-- start of RAW DATA --

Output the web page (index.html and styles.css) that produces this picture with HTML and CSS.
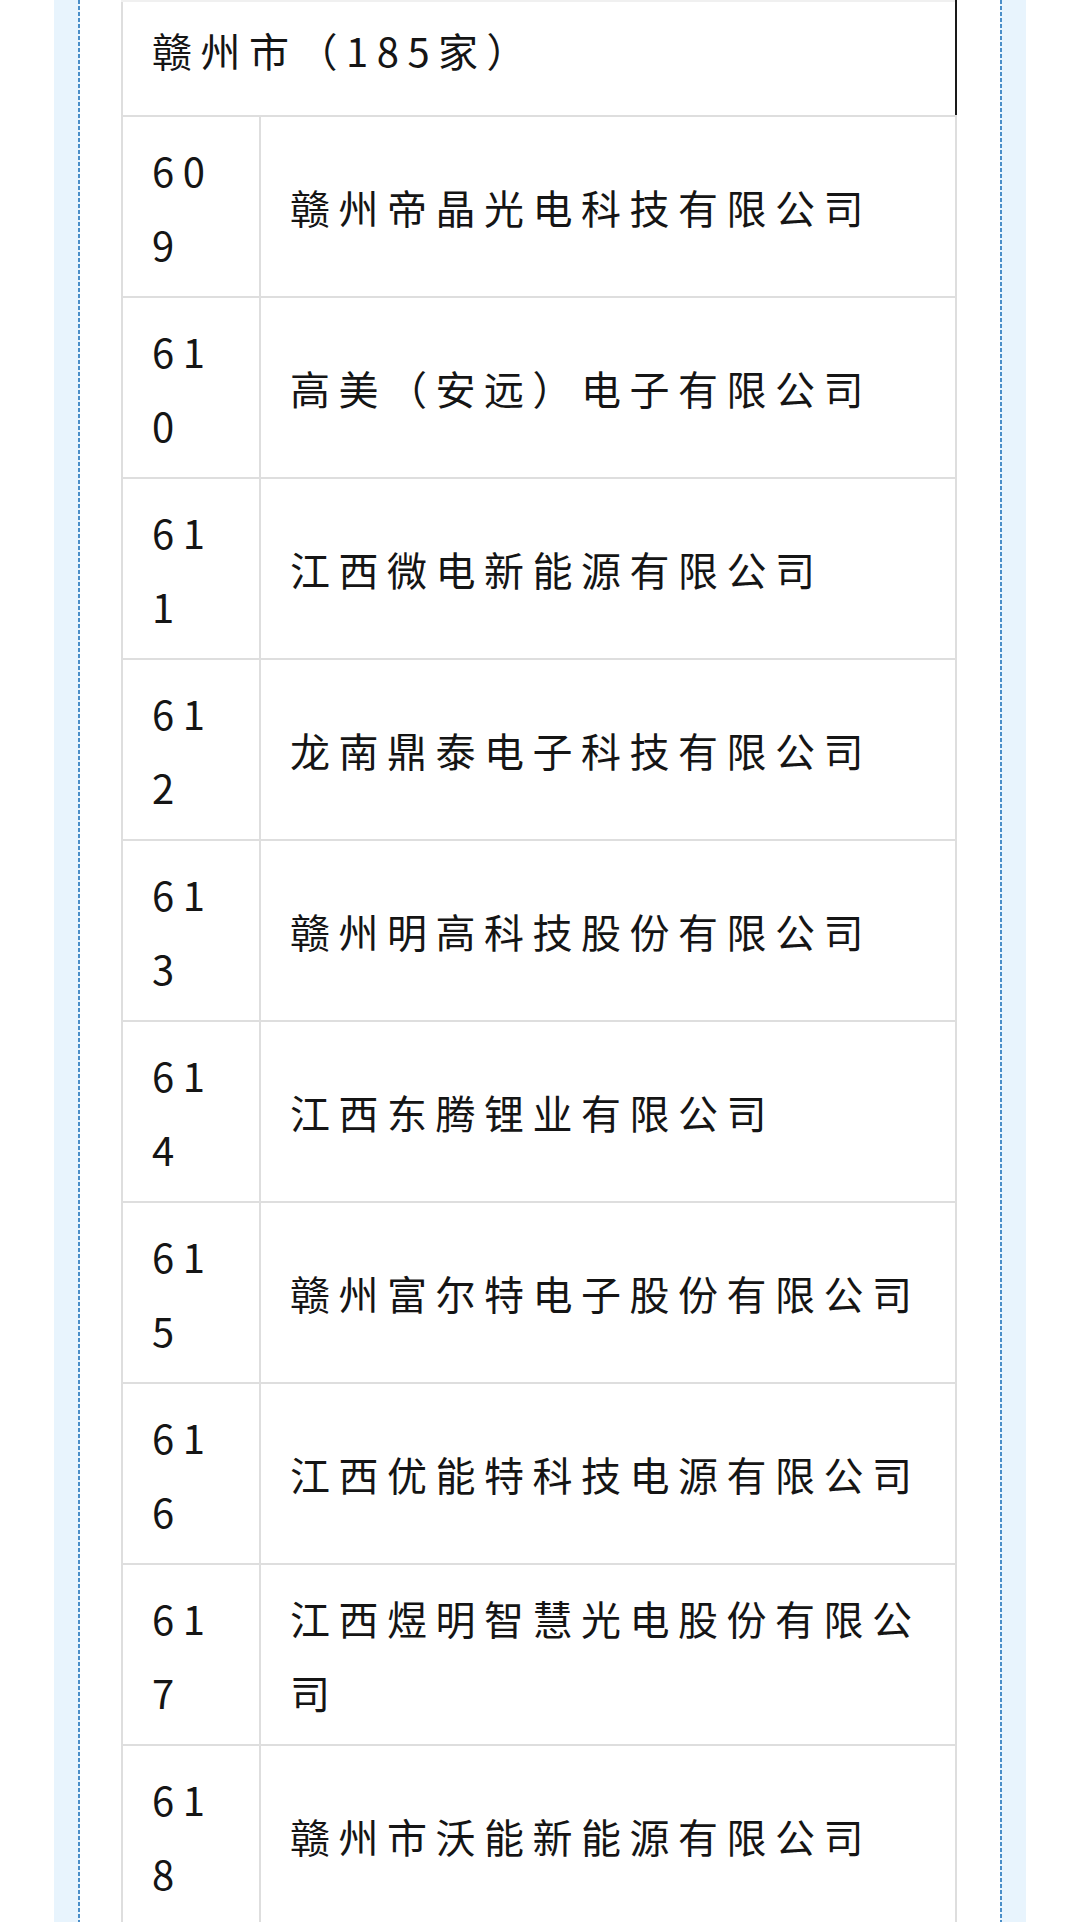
FILE: index.html
```html
<!DOCTYPE html>
<html lang="zh-CN">
<head>
<meta charset="utf-8">
<title>赣州市（185家）</title>
<link rel="stylesheet" href="styles.css">
</head>
<body>
<div class="page">
  <section class="frame">
    <table class="list">
      <colgroup>
        <col class="col-no">
        <col class="col-name">
      </colgroup>
      <thead>
        <tr><th colspan="2" class="city">赣州市（185家）</th></tr>
      </thead>
      <tbody>
        <tr><td class="no">609</td><td class="name">赣州帝晶光电科技有限公司</td></tr>
        <tr><td class="no">610</td><td class="name">高美（安远）电子有限公司</td></tr>
        <tr><td class="no">611</td><td class="name">江西微电新能源有限公司</td></tr>
        <tr><td class="no">612</td><td class="name">龙南鼎泰电子科技有限公司</td></tr>
        <tr><td class="no">613</td><td class="name">赣州明高科技股份有限公司</td></tr>
        <tr><td class="no">614</td><td class="name">江西东腾锂业有限公司</td></tr>
        <tr><td class="no">615</td><td class="name">赣州富尔特电子股份有限公司</td></tr>
        <tr><td class="no">616</td><td class="name">江西优能特科技电源有限公司</td></tr>
        <tr><td class="no">617</td><td class="name">江西煜明智慧光电股份有限公司</td></tr>
        <tr><td class="no">618</td><td class="name">赣州市沃能新能源有限公司</td></tr>
      </tbody>
    </table>
  </section>
</div>
</body>
</html>
```
FILE: styles.css
```css
html, body {
  margin: 0;
  padding: 0;
  background: #ffffff;
}

body {
  font-family: "Noto Sans CJK SC", "Noto Sans", sans-serif;
  color: #151515;
}

.page {
  padding: 0 54px;
}

.frame {
  min-height: 1922px;
  padding: 0 67px 0 67px;
  background:
    repeating-linear-gradient(to bottom, #4a8ec8 0 4px, transparent 4px 6px) left 24px top 0 / 2px 100% no-repeat,
    repeating-linear-gradient(to bottom, #4a8ec8 0 4px, transparent 4px 6px) right 24px top 0 / 2px 100% no-repeat,
    linear-gradient(#e8f4fd, #e8f4fd) left top / 26px 100% no-repeat,
    linear-gradient(#e8f4fd, #e8f4fd) right top / 26px 100% no-repeat,
    #ffffff;
}

.list {
  width: 836px;
  border-collapse: collapse;
  table-layout: fixed;
  border: 2px solid #dedede;
  border-top-color: #f0f0f0;
  font-size: 40px;
  line-height: 74px;
  letter-spacing: 8.5px;
}

.col-no {
  width: 138px;
}

.list th,
.list td {
  border: 2px solid #dedede;
  padding: 15.5px 24px 15.5px 29px;
  text-align: left;
  font-weight: 400;
  word-break: break-all;
  vertical-align: middle;
}

.list th.city {
  padding: 11px 24px 28px 29px;
  border-top-color: #f0f0f0;
  border-right: 2px solid #1a1a1a;
}
```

-- end of RAW DATA --

WRITTEN PROBLEM: Write out the whole listing again, exactly, with no pictures.

SOLUTION:
Output the web page (index.html and styles.css) that produces this picture with HTML and CSS.
FILE: index.html
```html
<!DOCTYPE html>
<html lang="zh-CN">
<head>
<meta charset="utf-8">
<title>赣州市（185家）</title>
<link rel="stylesheet" href="styles.css">
</head>
<body>
<div class="page">
  <section class="frame">
    <table class="list">
      <colgroup>
        <col class="col-no">
        <col class="col-name">
      </colgroup>
      <thead>
        <tr><th colspan="2" class="city">赣州市（185家）</th></tr>
      </thead>
      <tbody>
        <tr><td class="no">609</td><td class="name">赣州帝晶光电科技有限公司</td></tr>
        <tr><td class="no">610</td><td class="name">高美（安远）电子有限公司</td></tr>
        <tr><td class="no">611</td><td class="name">江西微电新能源有限公司</td></tr>
        <tr><td class="no">612</td><td class="name">龙南鼎泰电子科技有限公司</td></tr>
        <tr><td class="no">613</td><td class="name">赣州明高科技股份有限公司</td></tr>
        <tr><td class="no">614</td><td class="name">江西东腾锂业有限公司</td></tr>
        <tr><td class="no">615</td><td class="name">赣州富尔特电子股份有限公司</td></tr>
        <tr><td class="no">616</td><td class="name">江西优能特科技电源有限公司</td></tr>
        <tr><td class="no">617</td><td class="name">江西煜明智慧光电股份有限公司</td></tr>
        <tr><td class="no">618</td><td class="name">赣州市沃能新能源有限公司</td></tr>
      </tbody>
    </table>
  </section>
</div>
</body>
</html>
```
FILE: styles.css
```css
html, body {
  margin: 0;
  padding: 0;
  background: #ffffff;
}

body {
  font-family: "Noto Sans CJK SC", "Noto Sans", sans-serif;
  color: #151515;
}

.page {
  padding: 0 54px;
}

.frame {
  min-height: 1922px;
  padding: 0 67px 0 67px;
  background:
    repeating-linear-gradient(to bottom, #4a8ec8 0 4px, transparent 4px 6px) left 24px top 0 / 2px 100% no-repeat,
    repeating-linear-gradient(to bottom, #4a8ec8 0 4px, transparent 4px 6px) right 24px top 0 / 2px 100% no-repeat,
    linear-gradient(#e8f4fd, #e8f4fd) left top / 26px 100% no-repeat,
    linear-gradient(#e8f4fd, #e8f4fd) right top / 26px 100% no-repeat,
    #ffffff;
}

.list {
  width: 836px;
  border-collapse: collapse;
  table-layout: fixed;
  border: 2px solid #dedede;
  border-top-color: #f0f0f0;
  font-size: 40px;
  line-height: 74px;
  letter-spacing: 8.5px;
}

.col-no {
  width: 138px;
}

.list th,
.list td {
  border: 2px solid #dedede;
  padding: 15.5px 24px 15.5px 29px;
  text-align: left;
  font-weight: 400;
  word-break: break-all;
  vertical-align: middle;
}

.list th.city {
  padding: 11px 24px 28px 29px;
  border-top-color: #f0f0f0;
  border-right: 2px solid #1a1a1a;
}
```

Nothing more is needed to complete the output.